Monday, September 17, 2012

Aung San Suu Kyi's Buddhism Problem - By William McGowan

During her long struggle against Burma's generals, pro-democracy icon Aung San Suu Kyi has leaned heavily on her Buddhist faith. She has extolled the religion for allowing her a sense of inner freedom during her 15 years of house arrest, and said that Buddhist precepts such as "loving kindness" can guide Burma's democratic transition, fostering reconciliation with the military, instead of anger and revenge. Burma's pious have returned the cultural compliment, so to speak. Many of them see Suu Kyi as a near-bodhisattva, whose enlightened work and suffering on behalf of others deserves the utmost reverence.

But the more nationalistic face of this Buddhist tradition, brought into focus by recent violence directed against Rohingya Muslims in the western state of Rakhine, could yet derail Suu Kyi's attempts to forge a more democratic, inclusive government and to transcend the country's long history of bloody ethnic rivalries.

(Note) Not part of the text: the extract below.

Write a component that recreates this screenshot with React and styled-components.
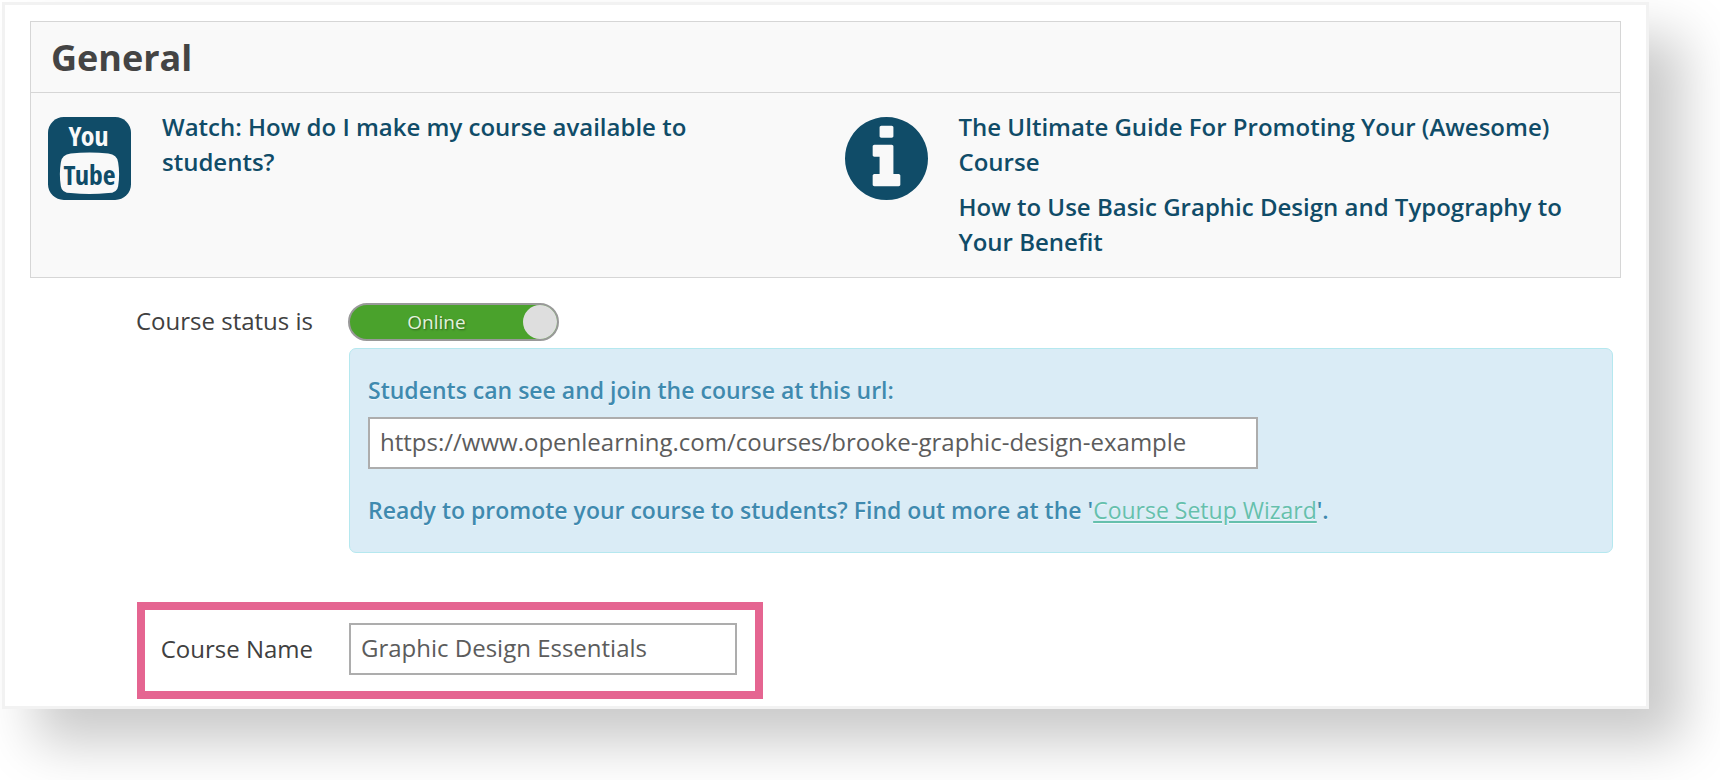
import React, { useState } from 'react';
import styled, { createGlobalStyle } from 'styled-components';

const GlobalStyle = createGlobalStyle`
  * {
    box-sizing: border-box;
  }

  body {
    margin: 0;
    background-color: #fff;
    color: #444;
    font-family: 'Open Sans', sans-serif;
    font-size: 24px;
    line-height: 35px;
  }
`;

const Card = styled.main`
  margin: 2px 71px 71px 2px;
  padding: 16px 25px 7px;
  border: 3px solid #f2f2f2;
  background-color: #fff;
  box-shadow: 34px 34px 50px rgba(0, 0, 0, 0.21);
`;

const Panel = styled.section`
  border: 1px solid #d6d6d6;
  background-color: #f9f9f9;
`;

const PanelTitle = styled.h1`
  margin: 0;
  padding: 11px 20px 9px;
  border-bottom: 1px solid #d6d6d6;
  font-size: 36px;
  font-weight: 700;
  line-height: 50px;
`;

const HelpGrid = styled.div`
  display: grid;
  grid-template-columns: 1fr 1fr;
  column-gap: 4px;
  padding: 16px 0 18px;
`;

const HelpItem = styled.div`
  display: flex;
  align-items: flex-start;
  gap: 31px;
  padding: 0 30px 0 17px;

  svg {
    flex: none;
    width: 83px;
    height: 83px;
    margin-top: 8px;
    fill: #104c68;
  }
`;

const HelpLinks = styled.div`
  display: flex;
  flex-direction: column;
  gap: 10px;

  a {
    color: #104c68;
    font-weight: 600;
    text-decoration: none;
  }
`;

const Row = styled.div`
  display: grid;
  grid-template-columns: 180px 1fr;
  column-gap: 35px;
  margin-top: 25px;
  padding: 0 8px 0 103px;
`;

const FieldLabel = styled.label`
  color: #404040;
  line-height: 36px;
  text-align: right;
`;

const Switch = styled.label`
  position: relative;
  display: flex;
  flex-direction: ${props => (props.$on ? 'row' : 'row-reverse')};
  align-items: center;
  width: 211px;
  height: 38px;
  border: 2px solid #999;
  border-radius: 19px;
  background-color: ${props => (props.$on ? '#4aa22c' : '#999')};
  cursor: pointer;

  input {
    position: absolute;
    inset: 0;
    width: 100%;
    height: 100%;
    margin: 0;
    opacity: 0;
  }
`;

const SwitchText = styled.span`
  flex: 1;
  color: #e3f2de;
  font-size: 19px;
  text-align: center;
  text-shadow: 1px 1px 2px rgba(0, 0, 0, 0.4);
`;

const Knob = styled.span`
  width: 34px;
  height: 34px;
  border-radius: 50%;
  background-color: #dedede;
`;

const Alert = styled.div`
  margin: 7px 0 0 1px;
  padding: 24px 18px;
  border: 1px solid #b5e8ef;
  border-radius: 7px;
  background-color: #daecf6;
  color: #3f8aaf;
  font-size: 23px;
  font-weight: 600;
  text-shadow: 0 1px 0 rgba(255, 255, 255, 0.6);

  p {
    margin: 0;
  }

  a {
    color: #65c0ad;
    font-weight: 500;
  }
`;

const TextInput = styled.input`
  display: block;
  width: 100%;
  max-width: ${props => props.$width};
  height: 52px;
  padding: 0 10px 3px;
  border: 2px solid #adadad;
  background-color: #fff;
  color: #5c5c5c;
  font-family: inherit;
  font-size: 24px;
`;

const UrlInput = styled(TextInput)`
  margin: 9px 0 24px;
`;

const Highlight = styled.div`
  display: grid;
  grid-template-columns: 168px 1fr;
  column-gap: 36px;
  align-items: center;
  max-width: 626px;
  margin: 49px 0 0 107px;
  padding: 13px 18px 16px 0;
  border: 8px solid #e56591;
`;

const Logo = styled.svg`
  text {
    font-family: 'Noto Sans ExtraCondensed', 'Open Sans Condensed', 'Liberation Sans Narrow', sans-serif;
    font-size: 28px;
    font-weight: 600;
    text-anchor: middle;
  }
`;

const YouTubeIcon = () => (
  <Logo viewBox="0 0 84 84" aria-hidden="true">
    <rect width="84" height="84" rx="16" />
    <path
      fill="#f9f9f9"
      d="M23 37Q42 35 61 37Q70 38 71 46Q73 58 71 70Q70 77 61 77Q42 79 23 77Q14 77 13 70Q11 58 13 46Q14 38 23 37Z"
    />
    <text x="41" y="29" fill="#f9f9f9">You</text>
    <text x="42" y="69">Tube</text>
  </Logo>
);

const InfoIcon = () => (
  <svg viewBox="0 0 1536 1536" aria-hidden="true">
    <path d="M1024 1248v-160q0-14-9-23t-23-9h-96v-512q0-14-9-23t-23-9h-320q-14 0-23 9t-9 23v160q0 14 9 23t23 9h96v320h-96q-14 0-23 9t-9 23v160q0 14 9 23t23 9h448q14 0 23-9t9-23zm-128-896v-160q0-14-9-23t-23-9h-192q-14 0-23 9t-9 23v160q0 14 9 23t23 9h192q14 0 23-9t9-23zm640 416q0 209-103 385.5t-279.5 279.5-385.5 103-385.5-103-279.5-279.5-103-385.5 103-385.5 279.5-279.5 385.5-103 385.5 103 279.5 279.5 103 385.5z" />
  </svg>
);

const App = () => {
  const [online, setOnline] = useState(true);
  const [name, setName] = useState('Graphic Design Essentials');

  return (
    <>
      <GlobalStyle />
      <Card>
        <Panel>
          <PanelTitle>General</PanelTitle>
          <HelpGrid>
            <HelpItem>
              <YouTubeIcon />
              <HelpLinks>
                <a href="#">Watch: How do I make my course available to students?</a>
              </HelpLinks>
            </HelpItem>
            <HelpItem>
              <InfoIcon />
              <HelpLinks>
                <a href="#">The Ultimate Guide For Promoting Your (Awesome) Course</a>
                <a href="#">How to Use Basic Graphic Design and Typography to Your Benefit</a>
              </HelpLinks>
            </HelpItem>
          </HelpGrid>
        </Panel>

        <Row>
          <FieldLabel htmlFor="status">Course status is</FieldLabel>
          <div>
            <Switch $on={online}>
              <input
                id="status"
                type="checkbox"
                checked={online}
                onChange={e => setOnline(e.target.checked)}
              />
              <SwitchText>{online ? 'Online' : 'Offline'}</SwitchText>
              <Knob />
            </Switch>
            <Alert>
              <label htmlFor="url">Students can see and join the course at this url:</label>
              <UrlInput
                id="url"
                type="text"
                readOnly
                $width="890px"
                value="https://www.openlearning.com/courses/brooke-graphic-design-example"
              />
              <p>
                Ready to promote your course to students? Find out more at the '<a href="#">Course Setup Wizard</a>'.
              </p>
            </Alert>
          </div>
        </Row>

        <Highlight>
          <FieldLabel htmlFor="name">Course Name</FieldLabel>
          <TextInput
            id="name"
            type="text"
            $width="388px"
            value={name}
            onChange={e => setName(e.target.value)}
          />
        </Highlight>
      </Card>
    </>
  );
};

export default App;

Suu Kyi has a Buddhism problem. Specifically, she faces an obstacle in the chauvinism and xenophobia of Burma's Theravada culture, which encourages a sense of racial and religious superiority among majority Burman Buddhists at the expense of ethnic and religious minorities. Although the world has been largely focused on the drama between Burma's military leaders and "The Lady," fraught relations between ethnic Burmans, who make up 60 percent of the country's population, and the non-Burman minorities, who make up the remaining 40 percent, could leave the country politically fragmented -- and strengthen the military's hand just as it has been forced to loosen its grip.

This is why Derek Mitchell, the first U.S. ambassador to Burma in 22 years, was right to call the fate of the ethnic nationalities issue the country's "defining challenge." It's also why this issue should be on the top of the agenda this week, when Suu Kyi comes to Washington to pick up a Congressional Gold Medal and meet once again with Secretary of State Hillary Clinton, who visited her in Yangon in December 2011. So far, Suu Kyi's response to the Rohingya issue has lacked the boldness she's shown on other national questions.

The anti-Rohingya violence in June, some of it committed by Buddhist mobs and some by Buddhist-dominated security forces, led to scores of deaths, the burning of settlements and a refugee exodus of 90,000 people into neighboring Bangladesh. There, up to 300,000 Rohingya refugees still languish in makeshift camps from the last anti-Rohingya pogrom 20 years ago -- part of what the United Nations calls "one of the world's largest and most prominent group of stateless people." The most recent influx prompted Bangladesh to shut its borders to any more Rohingyas, and in early August barred international NGOs such as Doctors Without Borders from providing any more aid, which these groups have been doing since the early 1990s.

Meanwhile, Amnesty International reported in late July that the Rohingya who remained in Rakhine, where the government imposed a state of emergency in June, were subject to arbitrary mass arrests, as well as abuse in custody. A U.N. special rapporteur echoed that finding, citing "serious violations of human rights committed as part of measures to restore law and order."